By Luke Voogt
Noiseworks front man Jon Stevens will bring iconic hits of his original band and classics of former compatriots INXS to Geelong next month.
The 58-year-old singer was excited to hit the road for the first leg of the tour near Dubbo on Saturday, he told the Indy.
“Being an older artist is the best,” the Kiwi expat said last Friday.
“You’re not driven by that ego anymore, you’re driven by sharing a lifetime of experiences and music that meant something, and still does.”
Stevens will play all the hits that made Noiseworks famous, like Take Me Back and Touch, plus INXS classics to get the whole crowd rocking at Gateway Hotel on 3 August.
“People just love hearing that stuff,” he said.
“Times have changed but people really don’t. They’re great songs and they should still be heard live.
“That is all you are going to hear, songs from your youth, and songs you grew up with – iconic songs from both bands.”
Nothing beat crowds singing along, he said.
“When people know every song that you’re playing it’s a great feeling.
“It’s just a big old singalong and you just go, ‘man, it doesn’t get any better’. What else is there?”
Stevens last visited Geelong in 2016 on tour with Daryl Braithwaite, Kate Ceberano and John Paul Young.
“I know, it’s been a while since I’ve played in Geelong,” he said.
“There’s so many places you try to get to and for whatever reason they get left off.”
Jon had just come off the soldout Red Hot Summer Tour, where he and his band played the hits of Noiseworks and INXS, he said.
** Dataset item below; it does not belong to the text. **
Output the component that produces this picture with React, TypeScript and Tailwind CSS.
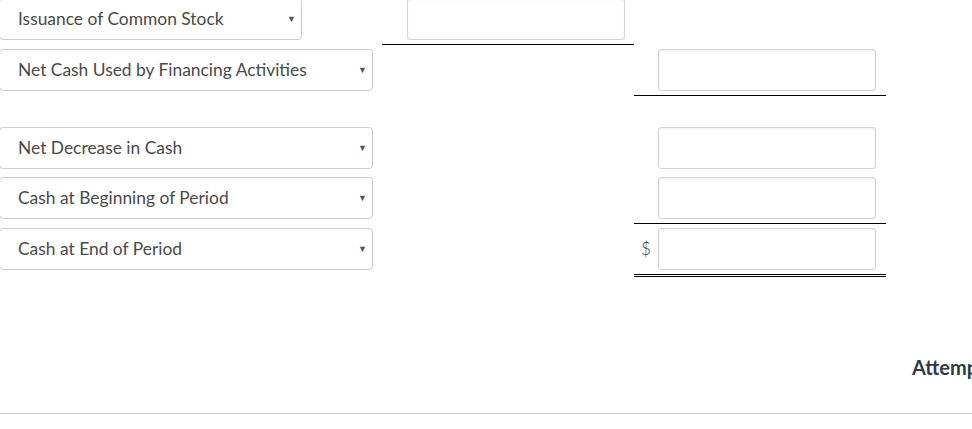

“You’ve got 10,000 people just going bananas when you are playing those songs,” he says.
“It makes you realise you have to keep playing them. My job is to make sure everyone has the maximum best time possible.”
Stevens moved to Australia in 1981 after recording a successful solo album in New Zealand.
On Melbourne Cup Day, 1982, he “got pissed down at the pub” in Sydney with AC/DC and INXS manager Michael Browning, who introduced him to Stuart Fraser.
He and Fraser would go on to found Noiseworks, which made the top ten on the Australian charts several times.
He also fronted INXS from 2000 to 2003 after the death of the iconic Michael Hutchence in 1997.
“You can’t take over from Michael,” he said.
“But we all knew each other back in the day and we all played with each other. In Australia it’s a small industry and everyone knows everybody.
“Michael was on the last Noiseworks album. It was a very natural fit. I love that band and their songs.”